A grieving woman who caused a fatal head-on collision when she drifted into the opposite carriageway killing a motorcyclist escaped a jail sentence at Lincoln Crown Court today (Thursday September 10).
Katherine Howe, who was on her first journey out following the death of her mother, momentarily lost attention as she drove along the A1104 at Well near Alford.
Her Mini car drifted just over the centre-white line and headed straight into the path of Nathan Askew,23, who lived in the village of Swaby , was on his way to Alford.
The court heard that Howe’s mother had died less than a fortnight earlier and she was travelling to Boston to arrange for her mum’s wedding ring to be altered so that she could wear it herself.
Andrew Vout, prosecuting, said “The death of Nathan Askew was caused by this defendant’s driving.
“This was a straightforward and easy stretch of road to drive along. There is nothing to suggest that the road conditions, the weather or the two vehicles involved in the accident were in any way a contributing factor to what happened.
“She was driving along a stretch of road that is almost straight. Mr Askew was riding his motorcycle in the opposite direction. The motorcycle was being ridden entirely correctly.
“Neither vehicle was being driven at any excessive speed. The vehicle being driven by this defendant veered partially into the wrong side of the carriageway and into the path of Nathan Askew. It was a head-on collision. There was considerable force. Mr Askew was thrown from the bike and suffered an injury that killed him immediately.”
Howe was later unable to offer any explanation as to why the collision happened.
The court was told that Nathan’s mum Carol Askew and his sister Natalie have been left devastated by his death. Nathan’s father passed away four years ago.

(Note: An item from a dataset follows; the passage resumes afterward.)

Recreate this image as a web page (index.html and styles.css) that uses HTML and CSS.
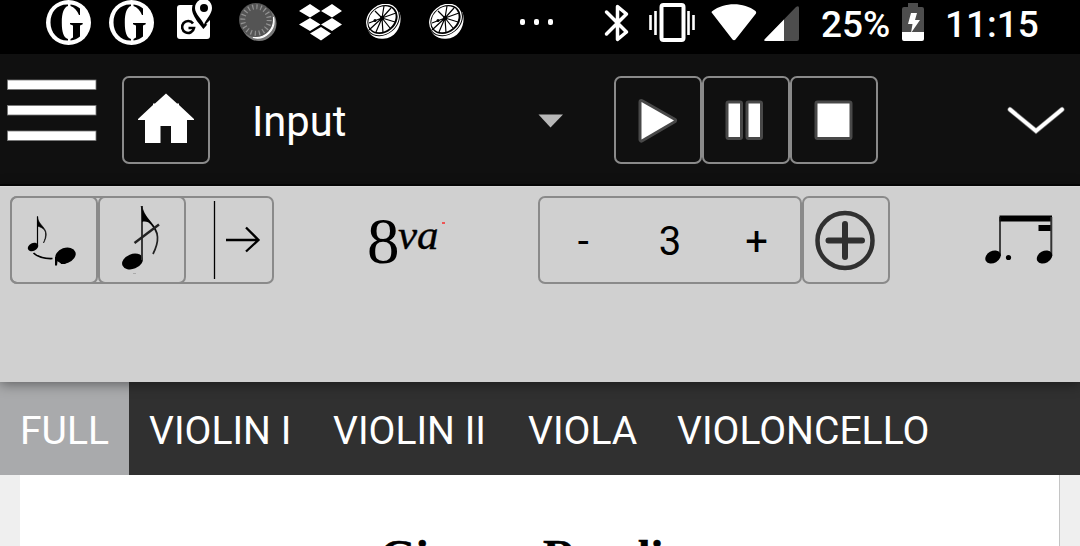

Howe, 50, of Harps Bridge Lane, Theddlethorpe, admitted causing death by careless driving as a result of the fatal collision on the morning of 4 October 2014. She was given a 12 month community order with 200 hours of unpaid work and banned from driving for a year.
Judge John Pini QC, in passing sentence, told Howe “You probably should not have been driving that day. Your mother had died only nine days before. I have little doubt you were preoccupied with thoughts of her.
“The prosecution accept and I agree that this is a case of momentary inattention. The sentencing guidelines make clear that where the level of carelessness is low and consists of momentary inattention even the fact that death has been caused is not sufficient to justify a prison sentence.”
Matthew Gent, defending, said “Mrs Howe is incredibly sorry for what happened. She is wracked with guilt and full of genuine remorse. She struggles to cope with the terrible effect that this has had on Nathan Askew’s friends and family.
“In terms of her explanation she cannot give one. She has no recollection of seeing Mr Askew and she has no recollection of why her vehicle ended up where it did.
“She had just lost her mother. She was on her way to have her mother’s wedding ring adjusted. It was her first time out after her mother’s death and the funeral was a few days later.